The best enterprise search products on the market come from Autonomy, Endeca, the Microsoft subsidiary Fast and Vivisimo, but Google's Search Appliance continues to dominate the market in terms of brand awareness and sheer number of customers, Forrester Research says in a new report.
IBM and Oracle offer competitive search tools but lack some mature features and don't have enough customer deployments "to test and optimize scalability in different scenarios of query complexity and document size," analyst Leslie Owens writes in a Forrester Wave report on the enterprise search market.
The vendor Coveo Solutions and another Microsoft product, the Search Server, are both strong performers but still lag behind the market leaders, Forrester says.
Enterprise search is becoming increasingly important, playing a role in e-commerce, online directory sites, and in internal networks, where digital content is growing because of Web 2.0 technologies like wikis and blogs. Search is also becoming vital to industries facing requirements to control and produce digital communications and records in a timely manner, Owens notes.
Customers can choose from about 30 vendors, 11 of which were profiled by Forrester, offering products that range in price from free to seven figures.
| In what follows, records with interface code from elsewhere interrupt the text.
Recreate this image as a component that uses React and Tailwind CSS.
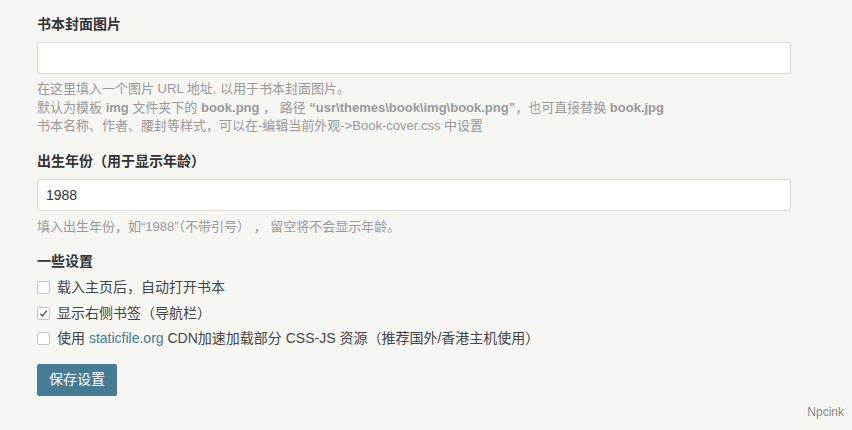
import { useState } from "react";

function Check({ checked, onChange, children }) {
  return (
    <label className="flex h-[25.5px] items-center cursor-pointer">
      <span
        onClick={onChange}
        className="flex h-[13px] w-[13px] items-center justify-center rounded-[2px] border border-[#c4c4c4] bg-white"
      >
        {checked && (
          <svg width="9" height="9" viewBox="0 0 10 10" fill="none" stroke="#555" strokeWidth="1.6">
            <path d="M1.5 5.2 L4 7.8 L8.6 1.8" />
          </svg>
        )}
      </span>
      <span className="ml-[7px] text-[14px] text-[#444]">{children}</span>
    </label>
  );
}

export default function App() {
  const [opts, setOpts] = useState({ open: false, nav: true, cdn: false });
  const toggle = (k) => setOpts((o) => ({ ...o, [k]: !o[k] }));

  return (
    <div className="relative min-h-[430px] bg-[#f6f6f3] pl-[37px] pt-[14px] font-['Liberation_Sans','Noto_Sans_CJK_SC',sans-serif]">
      <div className="w-[754px]">
        <div className="text-[14px] font-bold leading-[20px] text-[#333]">书本封面图片</div>
        <input
          type="text"
          className="mt-[8px] block h-[32px] w-full rounded-[2px] border border-[#d9d9d6] bg-white px-[8px] text-[14px] text-[#333] outline-none"
        />
        <div className="mt-[6px] text-[13px] leading-[18.5px] text-[#999]">
          <p>在这里填入一个图片 URL 地址, 以用于书本封面图片。</p>
          <p>
            默认为模板 <b>img</b> 文件夹下的 <b>book.png</b> ， 路径{" "}
            <b>“usr\themes\book\img\book.png”</b>，也可直接替换 <b>book.jpg</b>
          </p>
          <p>书本名称、作者、腰封等样式，可以在-编辑当前外观-&gt;Book-cover.css 中设置</p>
        </div>

        <div className="mt-[15px] text-[14px] font-bold leading-[20px] text-[#333]">出生年份（用于显示年龄）</div>
        <input
          type="text"
          defaultValue="1988"
          className="mt-[8px] block h-[32px] w-full rounded-[2px] border border-[#d9d9d6] bg-white px-[8px] text-[14px] text-[#333] outline-none"
        />
        <div className="mt-[7px] text-[13px] leading-[18.5px] text-[#999]">
          <p>填入出生年份，如“1988”（不带引号） ， 留空将不会显示年龄。</p>
        </div>

        <div className="mt-[15px] text-[14px] font-bold leading-[20px] text-[#333]">一些设置</div>
        <div className="mt-[4px]">
          <Check checked={opts.open} onChange={() => toggle("open")}>
            载入主页后，自动打开书本
          </Check>
          <Check checked={opts.nav} onChange={() => toggle("nav")}>
            显示右侧书签（导航栏）
          </Check>
          <Check checked={opts.cdn} onChange={() => toggle("cdn")}>
            使用 <a className="text-[#467b96]">staticfile.org</a> CDN加速加载部分 CSS-JS 资源（推荐国外/香港主机使用）
          </Check>
        </div>

        <button
          type="button"
          className="mt-[12px] h-[32px] w-[80px] rounded-[2px] bg-[#467b96] text-[14px] text-white"
        >
          保存设置
        </button>
      </div>

      <div className="absolute bottom-[9px] right-[8px] text-[12px] text-[#888]">Npcink</div>
    </div>
  );
}
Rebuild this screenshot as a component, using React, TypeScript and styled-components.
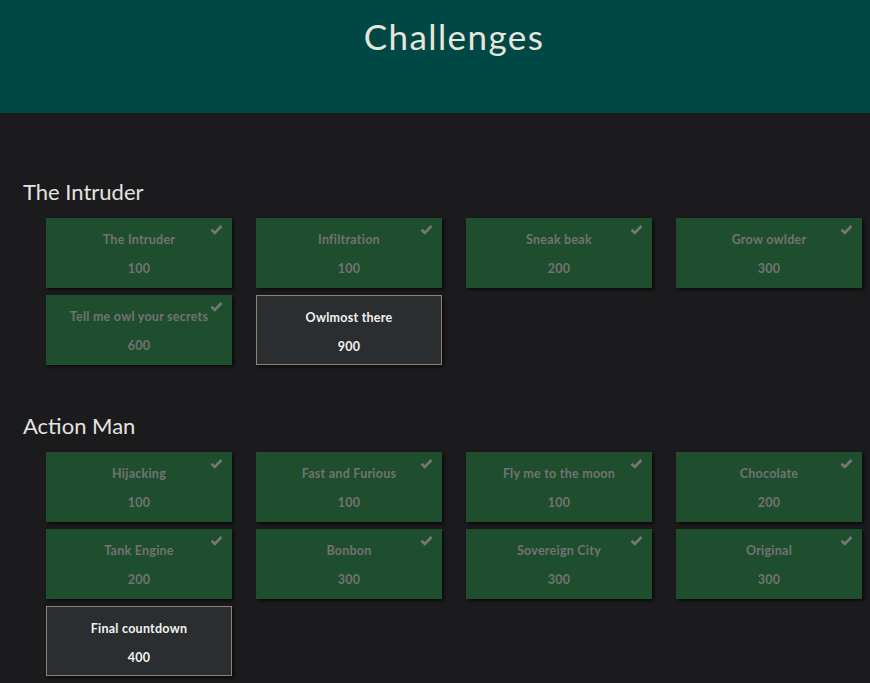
import React from "react";
import styled, { createGlobalStyle } from "styled-components";

const Global = createGlobalStyle`
  html, body { margin: 0; padding: 0; background: #1b1b1d; }
  body { font-family: "Lato", "Open Sans", sans-serif; }
`;

const Page = styled.div`
  min-height: 683px;
  background: #1b1b1d;
`;

const Header = styled.header`
  height: 113px;
  background: #004845;
  display: flex;
  justify-content: center;
  align-items: flex-start;
`;

const Title = styled.h1`
  margin: 16px 0 0 0;
  font-family: "Lato", sans-serif;
  font-weight: 400;
  font-size: 35px;
  line-height: 40px;
  color: #e6e6dc;
  letter-spacing: 1.4px;
  padding-left: 38px;
`;

const Main = styled.main`
  padding: 66px 8px 0 23px;
  display: flex;
  flex-direction: column;
  gap: 48px;
`;

const Section = styled.section`
  display: flex;
  flex-direction: column;
  gap: 13px;
`;

const Category = styled.h3`
  margin: 0;
  font-family: "Lato", sans-serif;
  font-weight: 400;
  font-size: 22px;
  line-height: 26px;
  color: #e4e4e0;
`;

const Grid = styled.div`
  display: grid;
  grid-template-columns: repeat(4, 186px);
  column-gap: 24px;
  row-gap: 7px;
  margin-left: 23px;
`;

const Card = styled.div<{ $solved: boolean }>`
  position: relative;
  box-sizing: border-box;
  height: 70px;
  background: ${(p) => (p.$solved ? "#1e4e2d" : "#2b2e31")};
  border: ${(p) => (p.$solved ? "none" : "1px solid #8c8374")};
  box-shadow: 2px 2px 3px rgba(0, 0, 0, 0.6);
  color: ${(p) => (p.$solved ? "#737373" : "#f2f2f2")};
  font-family: "Lato", sans-serif;
  font-weight: 700;
  font-size: 12.5px;
  letter-spacing: 0.25px;
  display: flex;
  flex-direction: column;
  align-items: center;
  padding-top: 14px;
`;

const Name = styled.div`
  line-height: 16px;
`;

const Value = styled.div`
  margin-top: 13px;
  line-height: 16px;
`;

const Check = styled.svg`
  position: absolute;
  top: 6px;
  right: 9px;
  width: 13px;
  height: 11px;
`;

type Ch = { name: string; value: number; solved: boolean };

const sections: { title: string; items: Ch[] }[] = [
  {
    title: "The Intruder",
    items: [
      { name: "The Intruder", value: 100, solved: true },
      { name: "Infiltration", value: 100, solved: true },
      { name: "Sneak beak", value: 200, solved: true },
      { name: "Grow owlder", value: 300, solved: true },
      { name: "Tell me owl your secrets", value: 600, solved: true },
      { name: "Owlmost there", value: 900, solved: false },
    ],
  },
  {
    title: "Action Man",
    items: [
      { name: "Hijacking", value: 100, solved: true },
      { name: "Fast and Furious", value: 100, solved: true },
      { name: "Fly me to the moon", value: 100, solved: true },
      { name: "Chocolate", value: 200, solved: true },
      { name: "Tank Engine", value: 200, solved: true },
      { name: "Bonbon", value: 300, solved: true },
      { name: "Sovereign City", value: 300, solved: true },
      { name: "Original", value: 300, solved: true },
      { name: "Final countdown", value: 400, solved: false },
    ],
  },
];

const CheckIcon = () => (
  <Check viewBox="0 0 13 11">
    <path d="M1.5 5.8 L4.8 9 L11.5 2" fill="none" stroke="#777" strokeWidth="2.6" strokeLinecap="butt" strokeLinejoin="miter" />
  </Check>
);

export default function App() {
  return (
    <Page>
      <Global />
      <Header>
        <Title>Challenges</Title>
      </Header>
      <Main>
        {sections.map((s) => (
          <Section key={s.title}>
            <Category>{s.title}</Category>
            <Grid>
              {s.items.map((c) => (
                <Card key={c.name} $solved={c.solved}>
                  {c.solved && <CheckIcon />}
                  <Name>{c.name}</Name>
                  <Value>{c.value}</Value>
                </Card>
              ))}
            </Grid>
          </Section>
        ))}
      </Main>
    </Page>
  );
}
As a result of rivalry involving IBM, Microsoft and Google, "enterprise search became free in the fall of 2006 with the release of IBM OmniFind Yahoo! Edition, only to be matched by the release of Microsoft's Search Server Express 2008 in March of this year," Forrester says. "Expect prices to continue to go down for commodity search tools."
Users are still frustrated by the limitations of enterprise search, finds a June study by AIIM, a nonprofit content-management research firm. Nearly half (49%) of respondents to an AIIM poll of 500 businesses said it's difficult and time-consuming to find information necessary to do their jobs, and 69% said less than half of their enterprise's information is searchable.
Enterprises themselves must accept much of the blame, because they have largely failed to take a strategic approach to enterprise search, AIIM says.
Picking the right vendor is important, though, Forrester notes. Customers should research scalability and security requirements, determine what features really matter, and take vendor claims with a grain of salt. Vendors like to say their products let IT pros manipulate search algorithms to change relevance rankings. But this can be time-consuming and have unintended consequences.
"Unless you are willing to sign up for painstakingly biasing the relevance algorithm at a metadata attribute level, and then comprehensively testing the system for recall and precision, products that allow basic results boosting may be sufficient," Forrester writes.
Writing specifically about the vendors, Forrester credits Autonomy and Fast with being "longtime rivals and the forefathers of the enterprise search business. Each sells a rich tool kit that more than meets the needs of [information and knowledge management] pros deploying search across the enterprise."
Autonomy offers the most complete product reviewed by Forrester "with the best core technology architecture and security capabilities." But some customers believe Autonomy's service and support offerings are lacking compared with the cost and complexity of the product, says Forrester, which interviewed 22 user companies.